Desde hacía un tiempo se venía fijando en los puños cerrados. El psicólogo infantil explicaba que Marco reaccionaba así ante los pensamientos o recuerdos que tenía de su hermano muerto.  Era un gesto de defensa ante el sufrimiento emocional. Algunos niños, para paliar ese sufrimiento, cierran sus puños pretendiendo evocar de manera subconsciente el seno materno.

Ese había sido uno de sus escasos  pensamientos coherentes durante el día. Un pensamiento tenue y acolchado, que formaba parte de un hilo muy débil que se había quedado prendido a su parcela de realidad.  La medicación era su pequeña lancha en medio del mar de desesperanza en que se había sumido desde que perdiera a su otro hijo.

Tres meses desde el accidente. Desde el horror. Nunca olvidaría las imágenes.  Y otra noche luchando consigo misma. Continuar o parar. Sola.  El frasco de pastillas. Su hijo vivo dormido con los puños cerrados. Su propia locura.

Bajó las escaleras del granero despacio hasta sentarse en el último escalón. La rodeaban multitud de trastos: la vieja bañera desconchada de cuatro patas, custodiada por un ejército de tiestos antiguos de cerámica. Aperos de labranza colgaban de las paredes como un extraño decorado.
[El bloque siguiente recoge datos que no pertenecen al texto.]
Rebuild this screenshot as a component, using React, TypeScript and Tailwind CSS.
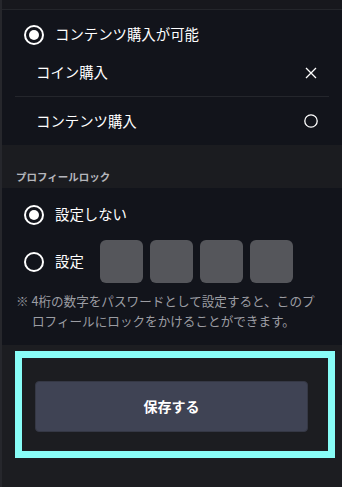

Se puso  de pie y acercó la escalera a la ventana.  Subió y desde arriba vio el patio rectangular de paredes encaladas teñido de añil por la noche. Las plantas trepaban desde el suelo y se enroscaban caprichosas hasta su altura. Ella lo veía todo, pero no miraba nada.

Algo similar a una mano grande y callosa la arrastró con violencia. Al caer, se golpeó el hombro y un saliente de la escalera se llevó parte de la carne de su pierna. El dolor le cortaba la respiración. Esa cosa la clavaba al suelo como un insecto a su expositor, impidiendo que se incorporara.  Sentía como esa fuerza  implacable  le insuflaba una rabia creciente. Un odio dormido durante mucho tiempo se despertaba en su centro, y ella entregaba su escasa razón a esa ira.

La presión de la fuerza  desapareció de golpe, cuando su propia desesperación estaba a punto de devorarla y ese fue el detonante. Arremetió como una fiera contra todo lo que la rodeaba, se lanzó contra las paredes con una locura desatada, dejándose dañar, rompió decenas de tiestos, de porcelanas, de recuerdos, su propio brazo: su dolor.

Y poco a poco, la furia salió por su boca, como una serpiente obscena  dormida durante siglos. Ahí comenzó su llanto salvaje al principio y tranquilo después.

Cuando se limpió y se vendó las heridas del cuerpo, se metió en la cama con su hijo, acomodando su brazo roto y acoplándose a él  como queriendo que otra vez fueran uno. Lo olió, lo lamió, y con lágrimas tranquilas, se durmió.

Cuando despertó, el niño se había girado hacia ella y le tocaba la cara con su manita extendida. Todavía dormía, tranquilo, con un ronquido suave, sabiéndose a salvo con su madre. Ella también se sentía a salvo. Había encontrado tierra firme.